Along with sporadic violence in Dallas after the Cowboys won the Super Bowl in January and the destruction in Montreal after the Canadiens' Stanley Cup triumph two weeks ago (SCORECARD, June 21), the Chicago disturbances point to an alarming trend. While wins by their hometown teams make many people feel good about themselves, it is clear that some disenfranchised citizens don't feel so hot; some of the worst violence in Dallas and Chicago occurred in impoverished neighborhoods. But mayhem was also caused by rowdies who have come to view it as expected behavior, a contemporary variation on tearing down the goalpost. As one observer, Northwestern University sociologist Bernard Beck, says, "There's a degree of one-upmanship involved. Unfortunately, what started out as isolated occurrences is becoming routine."
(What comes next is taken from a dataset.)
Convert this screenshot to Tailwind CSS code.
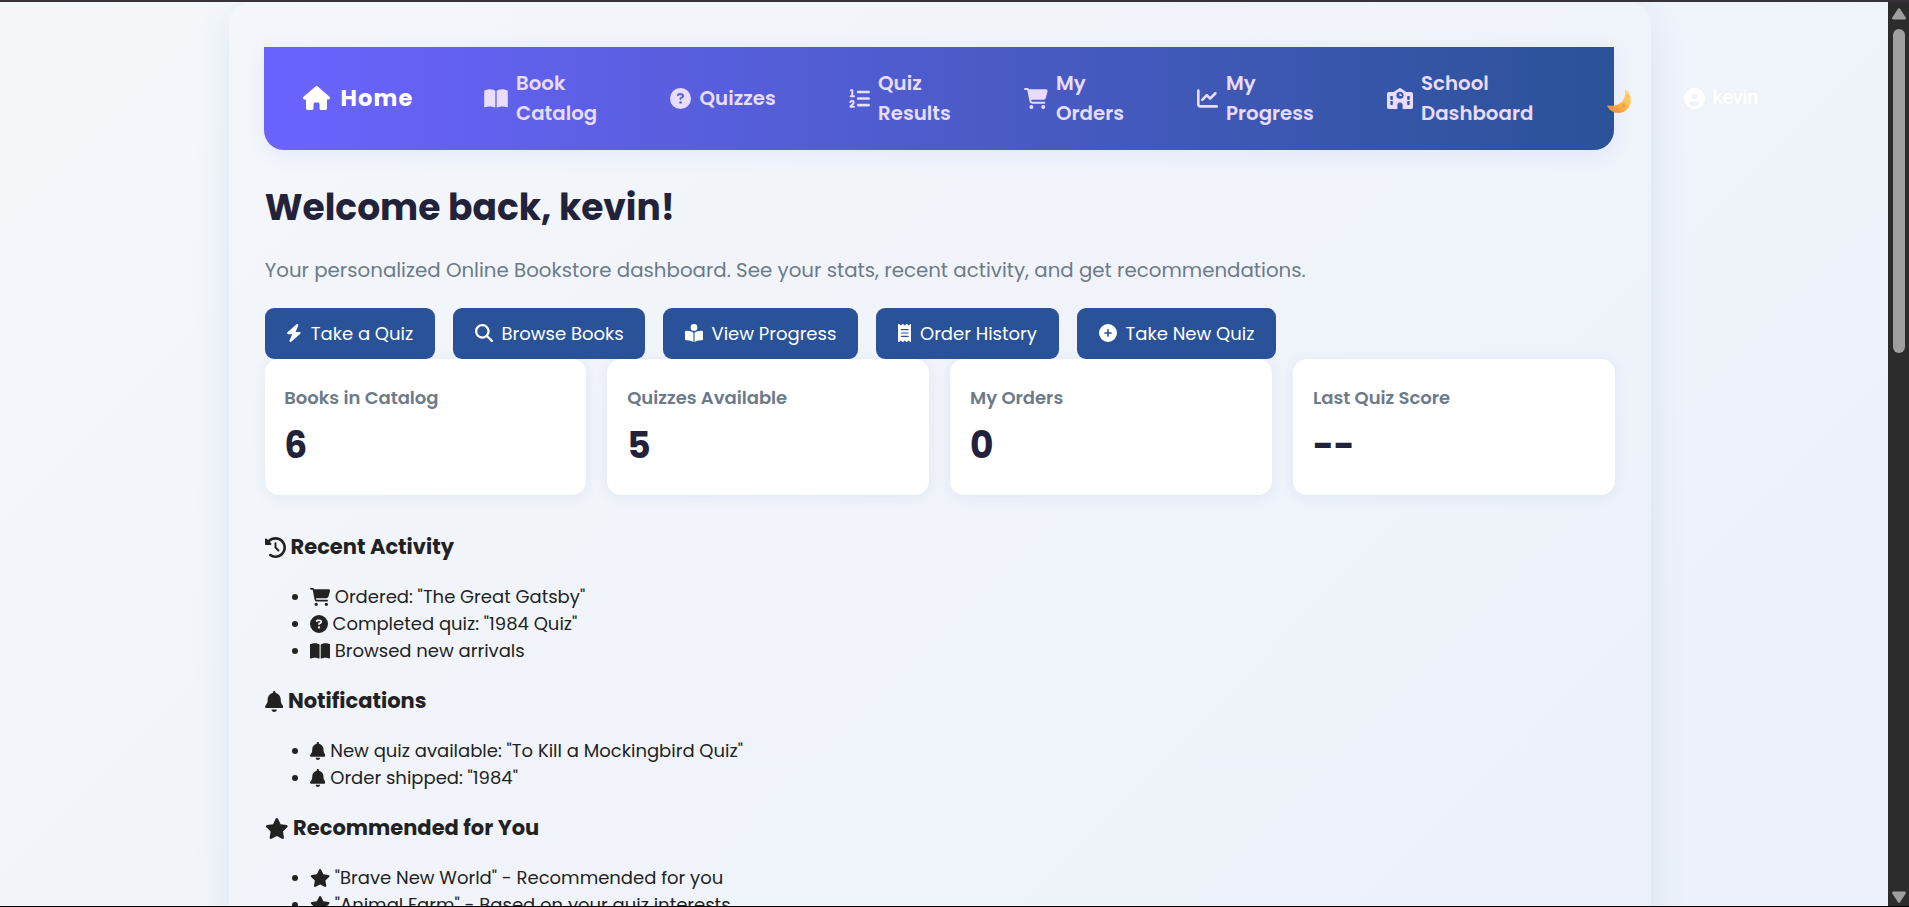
<!DOCTYPE html>
<html lang="en">
<head>
<meta charset="utf-8">
<title>Online Bookstore</title>
<script src="https://cdn.jsdelivr.net/npm/@tailwindcss/browser@4"></script>
</head>
<body class="h-[907px] overflow-hidden bg-black font-[Poppins,sans-serif] text-[#222]">
<svg class="hidden">
  <symbol id="house" viewBox="0 0 576 512"><path d="M575.8 255.5c0 18-15 32.1-32 32.1h-32l.7 160.2c0 2.7-.2 5.4-.5 8.1V472c0 22.1-17.9 40-40 40H456c-1.1 0-2.2 0-3.3-.1c-1.4 .1-2.8 .1-4.2 .1H416 392c-22.1 0-40-17.9-40-40V448 384c0-17.7-14.3-32-32-32H256c-17.7 0-32 14.3-32 32v64 24c0 22.1-17.9 40-40 40H160 128.1c-1.5 0-3-.1-4.5-.2c-1.2 .1-2.4 .2-3.6 .2H104c-22.1 0-40-17.9-40-40V360c0-.9 0-1.9 .1-2.8V287.6H32c-18 0-32-14-32-32.1c0-9 3-17 10-24L266.4 8c7-7 15-8 22-8s15 2 21 7L564.8 231.5c8 7 12 15 11 24z"/></symbol>
  <symbol id="book" viewBox="0 0 576 512"><path d="M249.6 471.5c10.8 3.8 22.4-4.1 22.4-15.5V78.6c0-4.2-1.6-8.4-5-11C247.4 52 202.4 32 144 32C87.5 32 35.1 48.6 9 59.9c-5.6 2.4-9 8-9 14V454.1c0 11.9 12.8 20.2 24.1 16.5C55.6 460.1 105.5 448 144 448c33.9 0 79 14 105.6 23.5zm76.8 0C353 462 398.1 448 432 448c38.5 0 88.4 12.1 119.9 22.6c11.3 3.8 24.1-4.6 24.1-16.5V73.9c0-6.1-3.4-11.6-9-14C540.9 48.6 488.5 32 432 32c-58.4 0-103.4 20-123 35.6c-3.3 2.6-5 6.8-5 11V456c0 11.4 11.7 19.3 22.4 15.5z"/></symbol>
  <symbol id="question" viewBox="0 0 512 512"><path d="M256 512A256 256 0 1 0 256 0a256 256 0 1 0 0 512zM169.8 165.3c7.9-22.3 29.1-37.3 52.8-37.3h58.3c34.9 0 63.1 28.3 63.1 63.1c0 22.6-12.1 43.5-31.7 54.8L280 264.4c-.2 13-10.9 23.6-24 23.6c-13.3 0-24-10.7-24-24V250.5c0-8.6 4.6-16.5 12.1-20.8l44.3-25.4c4.7-2.7 7.6-7.7 7.6-13.1c0-8.4-6.8-15.1-15.1-15.1H222.6c-3.4 0-6.4 2.1-7.5 5.3l-.4 1.2c-4.4 12.5-18.2 19-30.6 14.6s-19-18.2-14.6-30.6l.4-1.2zM224 352a32 32 0 1 1 64 0 32 32 0 1 1 -64 0z"/></symbol>
  <symbol id="list" viewBox="0 0 512 512"><path d="M24 56c0-13.3 10.7-24 24-24H80c13.3 0 24 10.7 24 24V176h16c13.3 0 24 10.7 24 24s-10.7 24-24 24H40c-13.3 0-24-10.7-24-24s10.7-24 24-24H56V80H48C34.7 80 24 69.3 24 56zM86.7 341.2c-6.5-7.4-18.3-6.9-24 1.2L51.5 357.9c-7.7 10.8-22.7 13.3-33.5 5.6s-13.3-22.7-5.6-33.5l11.1-15.6c23.7-33.2 72.3-35.6 99.2-4.9c21.3 24.4 20.8 60.9-1.1 84.7L86.8 432H120c13.3 0 24 10.7 24 24s-10.7 24-24 24H32c-9.5 0-18.2-5.6-22-14.4s-2.1-18.9 4.3-25.9l72-78c5.3-5.8 5.4-14.6 .3-20.5zM224 64H480c17.7 0 32 14.3 32 32s-14.3 32-32 32H224c-17.7 0-32-14.3-32-32s14.3-32 32-32zm0 160H480c17.7 0 32 14.3 32 32s-14.3 32-32 32H224c-17.7 0-32-14.3-32-32s14.3-32 32-32zm0 160H480c17.7 0 32 14.3 32 32s-14.3 32-32 32H224c-17.7 0-32-14.3-32-32s14.3-32 32-32z"/></symbol>
  <symbol id="cart" viewBox="0 0 576 512"><path d="M0 24C0 10.7 10.7 0 24 0H69.5c22 0 41.5 12.8 50.6 32h411c26.3 0 45.5 25 38.6 50.4l-41 152.3c-8.5 31.4-37 53.3-69.5 53.3H170.7l5.4 28.5c2.2 11.3 12.1 19.5 23.6 19.5H488c13.3 0 24 10.7 24 24s-10.7 24-24 24H199.7c-34.6 0-64.3-24.6-70.7-58.5L77.4 54.5c-.7-3.8-4-6.5-7.9-6.5H24C10.7 48 0 37.3 0 24zM128 464a48 48 0 1 1 96 0 48 48 0 1 1 -96 0zm336-48a48 48 0 1 1 0 96 48 48 0 1 1 0-96z"/></symbol>
  <symbol id="chart" viewBox="0 0 512 512"><path d="M64 64c0-17.7-14.3-32-32-32S0 46.3 0 64V400c0 44.2 35.8 80 80 80H480c17.7 0 32-14.3 32-32s-14.3-32-32-32H80c-8.8 0-16-7.2-16-16V64zm406.6 86.6c12.5-12.5 12.5-32.8 0-45.3s-32.8-12.5-45.3 0L320 210.7l-57.4-57.4c-12.5-12.5-32.8-12.5-45.3 0l-112 112c-12.5 12.5-12.5 32.8 0 45.3s32.8 12.5 45.3 0L240 221.3l57.4 57.4c12.5 12.5 32.8 12.5 45.3 0l128-128z"/></symbol>
  <symbol id="school" viewBox="0 0 640 512"><path d="M337.8 5.4C327-1.8 313-1.8 302.2 5.4L166.3 96H48C21.5 96 0 117.5 0 144V464c0 26.5 21.5 48 48 48H256V416c0-35.3 28.7-64 64-64s64 28.7 64 64v96H592c26.5 0 48-21.5 48-48V144c0-26.5-21.5-48-48-48H473.7L337.8 5.4zM96 192h32c8.8 0 16 7.2 16 16v64c0 8.8-7.2 16-16 16H96c-8.8 0-16-7.2-16-16V208c0-8.8 7.2-16 16-16zm400 16c0-8.8 7.2-16 16-16h32c8.8 0 16 7.2 16 16v64c0 8.8-7.2 16-16 16H512c-8.8 0-16-7.2-16-16V208zM96 320h32c8.8 0 16 7.2 16 16v64c0 8.8-7.2 16-16 16H96c-8.8 0-16-7.2-16-16V336c0-8.8 7.2-16 16-16zm400 16c0-8.8 7.2-16 16-16h32c8.8 0 16 7.2 16 16v64c0 8.8-7.2 16-16 16H512c-8.8 0-16-7.2-16-16V336zM232 176a88 88 0 1 1 176 0 88 88 0 1 1 -176 0zm88-48c-8.8 0-16 7.2-16 16v32c0 8.8 7.2 16 16 16h32c8.8 0 16-7.2 16-16s-7.2-16-16-16H336V144c0-8.8-7.2-16-16-16z"/></symbol>
  <symbol id="user" viewBox="0 0 512 512"><path d="M399 384.2C376.9 345.8 335.4 320 288 320H224c-47.4 0-88.9 25.8-111 64.2c35.2 39.2 86.2 63.8 143 63.8s107.8-24.7 143-63.8zM0 256a256 256 0 1 1 512 0A256 256 0 1 1 0 256zm256 16a72 72 0 1 0 0-144 72 72 0 1 0 0 144z"/></symbol>
  <symbol id="bolt" viewBox="0 0 448 512"><path d="M349.4 44.6c5.9-13.7 1.5-29.7-10.6-38.5s-28.6-8-39.9 1.8l-256 224C32.9 240.7 29.3 255 34 267.3S50.8 288 64 288h111.5L98.6 467.4c-5.9 13.7-1.5 29.7 10.6 38.5s28.6 8 39.9-1.8l256-224c10-8.8 13.6-22.9 8.9-35.3S397.2 224 384 224H272.5L349.4 44.6z"/></symbol>
  <symbol id="search" viewBox="0 0 512 512"><path d="M416 208c0 45.9-14.9 88.3-40 122.7L502.6 457.4c12.5 12.5 12.5 32.8 0 45.3s-32.8 12.5-45.3 0L330.7 376c-34.4 25.2-76.8 40-122.7 40C93.1 416 0 322.9 0 208S93.1 0 208 0S416 93.1 416 208zM208 352a144 144 0 1 0 0-288 144 144 0 1 0 0 288z"/></symbol>
  <symbol id="reader" viewBox="0 0 512 512"><path d="M160 96a96 96 0 1 1 192 0A96 96 0 1 1 160 96zm80 152V512l-48.4-24.2c-20.9-10.4-43.5-17-66.8-19.3l-96-9.6C12.5 457.2 0 443.5 0 427V224c0-17.7 14.3-32 32-32H62.3c63.6 0 125.6 19.6 177.7 56zm32 264V248c52.1-36.4 114.1-56 177.7-56H480c17.7 0 32 14.3 32 32V427c0 16.4-12.5 30.2-28.8 31.8l-96 9.6c-23.2 2.3-45.9 8.9-66.8 19.3L272 512z"/></symbol>
  <symbol id="receipt" viewBox="0 0 384 512"><path d="M14 2.2C22.5-1.7 32.5-.3 39.6 5.8L80 40.4 120.4 5.8c9-7.7 22.3-7.7 31.2 0L192 40.4 232.4 5.8c9-7.7 22.3-7.7 31.2 0L304 40.4 344.4 5.8c7.1-6.1 17.1-7.5 25.6-3.6s14 12.4 14 21.8V488c0 9.4-5.5 17.9-14 21.8s-18.5 2.5-25.6-3.6L304 471.6l-40.4 34.6c-9 7.7-22.3 7.7-31.2 0L192 471.6l-40.4 34.6c-9 7.7-22.3 7.7-31.2 0L80 471.6 39.6 506.2c-7.1 6.1-17.1 7.5-25.6 3.6S0 497.4 0 488V24C0 14.6 5.5 6.1 14 2.2zM96 144c-8.8 0-16 7.2-16 16s7.2 16 16 16H288c8.8 0 16-7.2 16-16s-7.2-16-16-16H96zM80 352c0 8.8 7.2 16 16 16H288c8.8 0 16-7.2 16-16s-7.2-16-16-16H96c-8.8 0-16 7.2-16 16zM96 240c-8.8 0-16 7.2-16 16s7.2 16 16 16H288c8.8 0 16-7.2 16-16s-7.2-16-16-16H96z"/></symbol>
  <symbol id="plus" viewBox="0 0 512 512"><path d="M256 512A256 256 0 1 0 256 0a256 256 0 1 0 0 512zM232 344V280H168c-13.3 0-24-10.7-24-24s10.7-24 24-24h64V168c0-13.3 10.7-24 24-24s24 10.7 24 24v64h64c13.3 0 24 10.7 24 24s-10.7 24-24 24H280v64c0 13.3-10.7 24-24 24s-24-10.7-24-24z"/></symbol>
  <symbol id="history" viewBox="0 0 512 512"><path d="M75 75L41 41C25.9 25.9 0 36.6 0 57.9V168c0 13.3 10.7 24 24 24H134.1c21.4 0 32.1-25.9 17-41l-30.8-30.8C155 85.5 203 64 256 64c106 0 192 86 192 192s-86 192-192 192c-40.8 0-78.6-12.7-109.7-34.4c-14.5-10.1-34.4-6.6-44.6 7.9s-6.6 34.4 7.9 44.6C151.2 495 201.7 512 256 512c141.4 0 256-114.6 256-256S397.4 0 256 0C185.3 0 121.3 28.7 75 75zm181 53c-13.3 0-24 10.7-24 24V256c0 6.4 2.5 12.5 7 17l72 72c9.4 9.4 24.6 9.4 33.9 0s9.4-24.6 0-33.9l-65-65V152c0-13.3-10.7-24-24-24z"/></symbol>
  <symbol id="bell" viewBox="0 0 448 512"><path d="M224 0c-17.7 0-32 14.3-32 32V51.2C119 66 64 130.6 64 208v18.8c0 47-17.3 92.4-48.5 127.6l-7.4 8.3c-8.4 9.4-10.4 22.9-5.3 34.4S19.4 416 32 416H416c12.6 0 24-7.4 29.2-18.9s3.1-25-5.3-34.4l-7.4-8.3C401.3 319.2 384 273.9 384 226.8V208c0-77.4-55-142-128-156.8V32c0-17.7-14.3-32-32-32zm45.3 493.3c12-12 18.7-28.3 18.7-45.3H224 160c0 17 6.7 33.3 18.7 45.3s28.3 18.7 45.3 18.7s33.3-6.7 45.3-18.7z"/></symbol>
  <symbol id="star" viewBox="0 0 576 512"><path d="M316.9 18C311.6 7 300.4 0 288.1 0s-23.4 7-28.8 18L195 150.3 51.4 171.5c-12 1.8-22 10.2-25.7 21.7s-.7 24.2 7.9 32.7L137.8 329 113.2 474.7c-2 12 3 24.2 12.9 31.3s23 8 33.8 2.3l128.3-68.5 128.3 68.5c10.8 5.7 23.9 4.9 33.8-2.3s14.9-19.3 12.9-31.3L438.5 329 542.7 225.9c8.6-8.5 11.7-21.2 7.9-32.7s-13.7-19.9-25.7-21.7L381.2 150.3 316.9 18z"/></symbol>
</svg>

<div class="flex h-[906px] overflow-hidden border-t-2 border-[#38323a] bg-[#2c2c2c]">
  <div class="h-[904px] w-[1888px] overflow-hidden bg-linear-135 from-[#f4f8fb] via-[#f0f4fa] to-[#ecf1fa]">
    <main class="ml-[229px] h-[1400px] w-[1422px] rounded-[22px] px-[35px] pt-[45px] shadow-[0_9px_36px_rgba(42,82,152,0.1)]">
      <nav class="flex h-[103px] w-[1350px] items-center gap-[72px] rounded-b-[20px] bg-linear-to-r from-[#6c63ff] to-[#2a5298] pb-[2px] pl-[39px] text-[19.8px] leading-[30px] font-semibold text-[#e8dcff] shadow-[0_4px_20px_rgba(108,99,255,0.1)]">
        <div class="flex w-[109px] shrink-0 items-center gap-[10.5px] text-[22.5px] font-bold tracking-[1.1px] text-white"><svg class="h-[24px] w-[27px] shrink-0 fill-current"><use href="#house"/></svg><span>Home</span></div>
        <div class="flex w-[114px] shrink-0 items-center gap-[8px]"><svg class="mt-[2px] h-[21px] w-[24px] shrink-0 fill-current"><use href="#book"/></svg><span>Book<br>Catalog</span></div>
        <div class="flex w-[107px] shrink-0 items-center gap-[8.5px]"><svg class="mt-[2px] h-[21px] w-[21px] shrink-0 fill-current"><use href="#question"/></svg><span>Quizzes</span></div>
        <div class="flex w-[103px] shrink-0 items-center gap-[8px]"><svg class="mt-[2px] h-[21px] w-[21px] shrink-0 fill-current"><use href="#list"/></svg><span>Quiz<br>Results</span></div>
        <div class="flex w-[101px] shrink-0 items-center gap-[8px]"><svg class="mt-[2px] h-[21px] w-[24px] shrink-0 fill-current"><use href="#cart"/></svg><span>My<br>Orders</span></div>
        <div class="flex w-[118px] shrink-0 items-center gap-[8px]"><svg class="mt-[2px] h-[21px] w-[21px] shrink-0 fill-current"><use href="#chart"/></svg><span>My<br>Progress</span></div>
        <div class="flex w-[148px] shrink-0 items-center gap-[8px]"><svg class="mt-[2px] h-[21px] w-[26px] shrink-0 fill-current"><use href="#school"/></svg><span>School<br>Dashboard</span></div>
        <svg viewBox="0 0 24 24" class="mt-[7px] h-[24px] w-[24px] shrink-0">
          <defs><linearGradient id="moon" x1="1" y1="0" x2="0.2" y2="1"><stop offset="0" stop-color="#ffe08a"/><stop offset="0.6" stop-color="#fbb748"/><stop offset="1" stop-color="#ee8a45"/></linearGradient></defs>
          <path fill="url(#moon)" d="M18.3.4C21.5 2 24 6 23.9 11.2C23.8 18.500 18.300 23.900 11.500 23.900C6.500 23.900 2.300 21.300.3 17.500C0 16.900.3 16.500 1 16.600C6 17.400 11.500 16.500 15 12.600C18.200 9.100 18.600 5 17.700 1C17.600.4 17.900.2 18.300.4z"/>
          <circle cx="16.500" cy="16.200" r="2" fill="#f2a13c"/><circle cx="21" cy="7.500" r="1.200" fill="#f6b552"/><circle cx="10" cy="20" r="1.200" fill="#ee9838"/>
        </svg>
        <div class="-ml-[19.5px] flex shrink-0 items-center gap-[8px] font-[Roboto,sans-serif] font-medium text-white"><svg class="mt-[2px] h-[21px] w-[21px] shrink-0 fill-current"><use href="#user"/></svg><span class="tracking-[-0.2px]">kevin</span></div>
      </nav>

      <h1 class="mt-[31px] ml-[0.7px] text-[36px] leading-[54px] font-bold text-[#22223b]">Welcome back, kevin!</h1>
      <p class="mt-[20px] ml-[0.7px] text-[19.8px] leading-[30px] text-[#6c7a89]">Your personalized Online Bookstore dashboard. See your stats, recent activity, and get recommendations.</p>

      <div class="mt-[23px] ml-px flex gap-[18px] text-[18px] leading-[51px] whitespace-nowrap text-white">
        <div class="flex h-[51px] w-[170px] items-center gap-[9px] rounded-[9px] bg-[#2a5298] pl-[21px]"><svg class="-mt-[2px] h-[18px] w-[15.75px] shrink-0 fill-current"><use href="#bolt"/></svg><span>Take a Quiz</span></div>
        <div class="flex h-[51px] w-[192px] items-center gap-[9px] rounded-[9px] bg-[#2a5298] pl-[21.5px]"><svg class="-mt-[2px] h-[18px] w-[18px] shrink-0 fill-current"><use href="#search"/></svg><span>Browse Books</span></div>
        <div class="flex h-[51px] w-[195px] items-center gap-[9px] rounded-[9px] bg-[#2a5298] pl-[21.5px]"><svg class="-mt-[2px] h-[18px] w-[18px] shrink-0 fill-current"><use href="#reader"/></svg><span>View Progress</span></div>
        <div class="flex h-[51px] w-[183px] items-center gap-[9px] rounded-[9px] bg-[#2a5298] pl-[21.5px]"><svg class="-mt-[2px] h-[18px] w-[13.5px] shrink-0 fill-current"><use href="#receipt"/></svg><span>Order History</span></div>
        <div class="flex h-[51px] w-[199px] items-center gap-[9px] rounded-[9px] bg-[#2a5298] pl-[21.5px]"><svg class="-mt-[2px] h-[18px] w-[18px] shrink-0 fill-current"><use href="#plus"/></svg><span>Take New Quiz</span></div>
      </div>

      <div class="ml-[0.5px] grid w-[1350px] grid-cols-4 gap-[21.500px]">
        <div class="h-[136px] rounded-[14px] bg-white px-[19.8px] pt-[25px] shadow-[0_2px_14px_rgba(42,82,152,0.08)]"><div class="text-[18px] leading-[27px] font-semibold text-[#6c7a89]">Books in Catalog</div><div class="mt-[8px] text-[36px] leading-[54px] font-bold text-[#22223b]">6</div></div>
        <div class="h-[136px] rounded-[14px] bg-white px-[19.8px] pt-[25px] shadow-[0_2px_14px_rgba(42,82,152,0.08)]"><div class="text-[18px] leading-[27px] font-semibold text-[#6c7a89]">Quizzes Available</div><div class="mt-[8px] text-[36px] leading-[54px] font-bold text-[#22223b]">5</div></div>
        <div class="h-[136px] rounded-[14px] bg-white px-[19.8px] pt-[25px] shadow-[0_2px_14px_rgba(42,82,152,0.08)]"><div class="text-[18px] leading-[27px] font-semibold text-[#6c7a89]">My Orders</div><div class="mt-[8px] text-[36px] leading-[54px] font-bold text-[#22223b]">0</div></div>
        <div class="h-[136px] rounded-[14px] bg-white px-[19.8px] pt-[25px] shadow-[0_2px_14px_rgba(42,82,152,0.08)]"><div class="text-[18px] leading-[27px] font-semibold text-[#6c7a89]">Last Quiz Score</div><div class="mt-[8px] text-[36px] leading-[54px] font-bold text-[#22223b]">--</div></div>
      </div>

      <h2 class="mt-[36px] ml-[0.5px] flex items-center gap-[5px] text-[21px] leading-[32px] font-bold"><svg class="h-[21px] w-[21px] fill-current"><use href="#history"/></svg>Recent Activity</h2>
      <ul class="mt-[20px] pl-[27.5px] text-[18px] leading-[27px]">
        <li class="flex items-center gap-[5px]"><span class="mr-[7px] h-[6px] w-[6px] rounded-full bg-[#222]"></span><svg class="h-[18px] w-[20.25px] fill-current"><use href="#cart"/></svg>Ordered: "The Great Gatsby"</li>
        <li class="flex items-center gap-[5px]"><span class="mr-[7px] h-[6px] w-[6px] rounded-full bg-[#222]"></span><svg class="h-[18px] w-[18px] fill-current"><use href="#question"/></svg>Completed quiz: "1984 Quiz"</li>
        <li class="flex items-center gap-[5px]"><span class="mr-[7px] h-[6px] w-[6px] rounded-full bg-[#222]"></span><svg class="h-[18px] w-[20.25px] fill-current"><use href="#book"/></svg>Browsed new arrivals</li>
      </ul>
      <h2 class="mt-[21px] ml-[0.5px] flex items-center gap-[5px] text-[21px] leading-[32px] font-bold"><svg class="h-[21px] w-[18.400px] fill-current"><use href="#bell"/></svg>Notifications</h2>
      <ul class="mt-[20px] pl-[27.5px] text-[18px] leading-[27px]">
        <li class="flex items-center gap-[5px]"><span class="mr-[7px] h-[6px] w-[6px] rounded-full bg-[#222]"></span><svg class="h-[18px] w-[15.75px] fill-current"><use href="#bell"/></svg>New quiz available: "To Kill a Mockingbird Quiz"</li>
        <li class="flex items-center gap-[5px]"><span class="mr-[7px] h-[6px] w-[6px] rounded-full bg-[#222]"></span><svg class="h-[18px] w-[15.75px] fill-current"><use href="#bell"/></svg>Order shipped: "1984"</li>
      </ul>
      <h2 class="mt-[21px] ml-[0.5px] flex items-center gap-[5px] text-[21px] leading-[32px] font-bold"><svg class="h-[21px] w-[23.600px] fill-current"><use href="#star"/></svg>Recommended for You</h2>
      <ul class="mt-[20px] pl-[27.5px] text-[18px] leading-[27px]">
        <li class="flex items-center gap-[5px]"><span class="mr-[7px] h-[6px] w-[6px] rounded-full bg-[#222]"></span><svg class="h-[18px] w-[20.25px] fill-current"><use href="#star"/></svg>"Brave New World" - Recommended for you</li>
        <li class="flex items-center gap-[5px]"><span class="mr-[7px] h-[6px] w-[6px] rounded-full bg-[#222]"></span><svg class="h-[18px] w-[20.25px] fill-current"><use href="#star"/></svg>"Animal Farm" - Based on your quiz interests</li>
      </ul>
    </main>
  </div>
  <div class="flex h-[904px] w-[21px] flex-col items-center">
    <svg viewBox="0 0 14 12" class="mt-[6px] h-[12px] w-[14px]"><path fill="#9f9f9f" d="M6 .8Q7-.4 8 .8L13.700 9.500Q14.200 11.500 12.500 11.500H1.500Q-.2 11.500.3 9.500z"/></svg>
    <div class="mt-[9px] h-[324px] w-[12px] rounded-full bg-[#9f9f9f]"></div>
    <svg viewBox="0 0 14 12" class="mt-auto mb-[3px] h-[12px] w-[14px] rotate-180"><path fill="#9f9f9f" d="M6 .8Q7-.4 8 .8L13.700 9.500Q14.200 11.500 12.500 11.500H1.500Q-.2 11.500.3 9.500z"/></svg>
  </div>
</div>
</body>
</html>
In his just-published memoir, Days of Grace, Arthur Ashe spoke of having "a sense of kinship" with John McEnroe. McEnroe, wrote Ashe, often seemed to be "struggling with his demons," and the two men had some memorable off-court confrontations, most notably when McEnroe played on four of the five U.S. Davis Cup teams that Ashe captained. Nevertheless, it occurred to Ashe that McEnroe served as "a kind of darker angel to my own tightly restrained spirit" and that McEnroe "was expressing my own rage, my own anger, for me, as I never could express it."
For all that, McEnroe might strike some people as a strange choice to run the Safe Passage Foundation, the organization that Ashe created in 1990 to counsel inner-city youngsters. But before he died in February, Ashe made a request: Upon his death, would McEnroe take over? Assuming that job last week, McEnroe echoed Ashe's talk of kinship. "Arthur and I had a closer relationship than most people thought," he said. "Off the court we got along very well."
Speaking enthusiastically about his latest undertaking, McEnroe says he will bring in top tennis pros to work with some of the 3,160 youngsters who participate in Safe Passage programs in Newark and three other cities. Who knows? Perhaps the new job will help McEnroe harness those demons. Could be that was what Ashe had in mind all along.